Paste up is a method of creating or laying out publication pages that predates the use of the now-standard computerized page design desktop publishing programs. Completed, or camera-ready, pages are known as mechanicals or mechanical art. In the offset lithography process, the mechanicals would be photographed with a stat camera to create a same-size film negative for each printing plate required.

Paste up relied on phototypesetting, a process that would generate "cold type" on photographic paper that usually took the form of long columns of text. These printouts were often a single column in a scroll of narrow (3-inch or 4-inch) paper that was as deep as the length of the story.

A professional known variously as a paste-up artist, layout artist, mechanical artist, production artist, or compositor would cut the type into sections and arrange it carefully across multiple columns. For example, a 15 inch strip could be cut into three 5-inch sections. Headlines and other typographic elements were often created and supplied separately by the typesetter, leaving it to the paste up artist to determine their final position on the page.

Adhesive was then applied to the back side of these strips, either by applying rubber cement with a brush or passing them through a machine that would apply a wax adhesive. The adhesives were intentionally made semi-permanent, allowing the strips to be removed and moved around the layout if it needed to be changed. The strips would be adhered to a board, usually a stiff white paper on which the artist would draw the publication's margins and columns, either lightly in pencil or in non-photographic blue ink, a light cyan color that would be ignored by the orthochromatic film used to make printing plates in offset lithography. For magazines, newspapers, and other recurring projects, often the boards would be pre-printed in this color.

Other camera-ready materials like photostats and line art would also be prepared with adhesive and attached to the boards. Continuous-tone photographs would need halftoning, which would require black paper or red film (which photo-imaged the same as black) to be trimmed and placed on the board in place of the image; in the process of creating the negative film for the printing plates, the solid black area would create a clear spot on the negative, called a window.
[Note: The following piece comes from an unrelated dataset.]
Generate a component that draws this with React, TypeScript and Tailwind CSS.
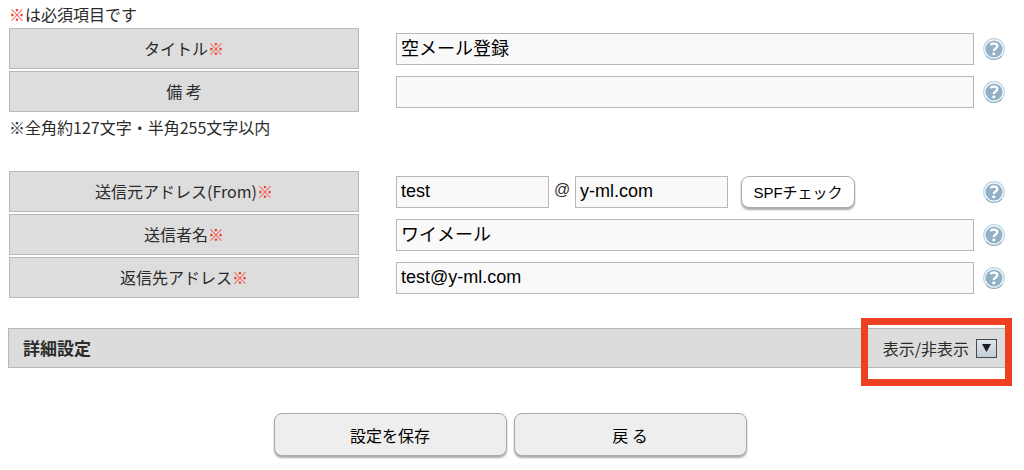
import { useState, type ReactNode } from "react";

interface FieldRowProps {
  label: string;
  htmlFor: string;
  required?: boolean;
  children: ReactNode;
}

const inputClass =
  "h-8 min-w-0 border border-[#b8b8b8] bg-[#f9f9f9] px-1 font-['Liberation_Sans','Noto_Sans_CJK_JP',sans-serif] text-[18px] text-black outline-none";

const submitClass =
  "h-[43px] w-[233px] rounded-lg border border-[#aaa] bg-[#eee] text-[16px] text-black shadow-[0_2px_2px_#aaa] cursor-pointer";

function Required() {
  return <span className="font-medium text-[#f5382a]">※</span>;
}

function HelpButton({ label }: { label: string }) {
  return (
    <button type="button" aria-label={`${label}のヘルプ`} className="cursor-pointer">
      <svg viewBox="0 0 22 22" className="block h-[22px] w-[22px]" fill="none">
        <circle cx="11" cy="11" r="10.3" fill="#fff" stroke="#bdd6e8" strokeWidth="1.2" />
        <path d="M3.2 17.8a10.3 10.3 0 0 0 15.6 0" stroke="#98b4c6" strokeWidth="1.2" />
        <circle cx="11" cy="11" r="8.6" fill="#92b1c6" />
        <path
          d="M7.6 7.2C9 4.9 14.3 4.9 14.3 8.1c0 2.4-3.5 2.4-3.5 5"
          stroke="#fff"
          strokeWidth="2.4"
        />
        <rect x="9.4" y="14.6" width="2.8" height="2.6" rx="0.6" fill="#fff" />
      </svg>
    </button>
  );
}

function FieldRow({ label, htmlFor, required = false, children }: FieldRowProps) {
  return (
    <div className="flex items-center">
      <label
        htmlFor={htmlFor}
        className="flex h-[41px] w-[350px] shrink-0 items-center justify-center border border-[#b8b8b8] bg-[#ddd] pb-0.5"
      >
        {label}
        {required && <Required />}
      </label>
      <div className="ml-[37px] mr-[9px] flex min-w-0 flex-1 items-center">{children}</div>
      <HelpButton label={label} />
    </div>
  );
}

export default function App() {
  const [open, setOpen] = useState(false);

  return (
    <form
      onSubmit={(e) => e.preventDefault()}
      className="bg-white pb-[14px] font-['Noto_Sans_CJK_JP',sans-serif] text-[16px] text-[#2b2b2b]"
    >
      <div className="pl-[9px] pr-[19px]">
        <p className="leading-7">
          <Required />
          は必須項目です
        </p>

        <div className="flex flex-col gap-0.5">
          <FieldRow label="タイトル" htmlFor="title" required>
            <input id="title" type="text" defaultValue="空メール登録" className={`${inputClass} flex-1 pb-1`} />
          </FieldRow>
          <FieldRow label="備 考" htmlFor="note">
            <input id="note" type="text" className={`${inputClass} flex-1`} />
          </FieldRow>
        </div>

        <p className="leading-[30px]">※全角約127文字・半角255文字以内</p>

        <div className="mt-[29px] flex flex-col gap-0.5">
          <FieldRow label="送信元アドレス(From)" htmlFor="from-user" required>
            <input id="from-user" type="text" defaultValue="test" className={`${inputClass} w-[153px]`} />
            <span className="w-[26px] pb-1 text-center font-['Liberation_Sans',sans-serif]">@</span>
            <input
              type="text"
              aria-label="ドメイン"
              defaultValue="y-ml.com"
              className={`${inputClass} w-[153px]`}
            />
            <button
              type="button"
              className="ml-[13px] h-8 w-[114px] shrink-0 cursor-pointer rounded-lg border border-[#aaa] bg-white pt-1 font-['Liberation_Sans','Noto_Sans_CJK_JP',sans-serif] text-[15px] text-black shadow-[0_2px_2px_#aaa]"
            >
              SPFチェック
            </button>
          </FieldRow>
          <FieldRow label="送信者名" htmlFor="sender" required>
            <input id="sender" type="text" defaultValue="ワイメール" className={`${inputClass} flex-1 pb-1`} />
          </FieldRow>
          <FieldRow label="返信先アドレス" htmlFor="reply-to" required>
            <input id="reply-to" type="text" defaultValue="test@y-ml.com" className={`${inputClass} flex-1`} />
          </FieldRow>
        </div>
      </div>

      <div className="pl-2 pr-3">
        <div className="relative mt-[30px] flex h-10 items-center justify-between border border-[#b8b8b8] bg-[#dcdcdc] pl-[14px] pr-[14px]">
          <h2 className="text-[17px] font-bold">詳細設定</h2>
          <div className="flex items-center gap-[7px]">
            <label htmlFor="toggle-detail">表示/非表示</label>
            <button
              id="toggle-detail"
              type="button"
              aria-expanded={open}
              onClick={() => setOpen(!open)}
              className="flex h-[19px] w-[21px] cursor-pointer items-center justify-center border border-[#444b52] bg-linear-to-b from-[#dfe6ec] to-[#c3ccd5]"
            >
              <svg viewBox="0 0 9 8" className="h-2 w-[9px]" fill="#1c1c1c">
                <path d="M0 0h9L4.5 8z" />
              </svg>
            </button>
          </div>
          <div className="pointer-events-none absolute -right-px -top-[11px] h-[68px] w-[151px] border-7 border-[#ee4023]" />
        </div>

        <div className="mt-[45px] flex justify-center gap-[7px]">
          <button type="submit" className={submitClass}>
            設定を保存
          </button>
          <button type="button" className={submitClass}>
            戻 る
          </button>
        </div>
      </div>
    </form>
  );
}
The photographs would be converted to halftone film separately and then positioned in this window to complete the page (although this process was typically performed by a different worker, known as a negative "stripper").

Once a page was complete, the board would be attached to an easel and photographed in order to create a negative, which was then used to make a printing plate for offset printing.

Paste up was preceded by hot type and cold type technologies. Starting in the 1990s, many newspapers started doing away with paste up, switching to desktop publishing software that allows pages to be designed completely on a computer. Such software includes QuarkXPress, PageMaker and InDesign.

May 7 is observed as National paste up day in the US.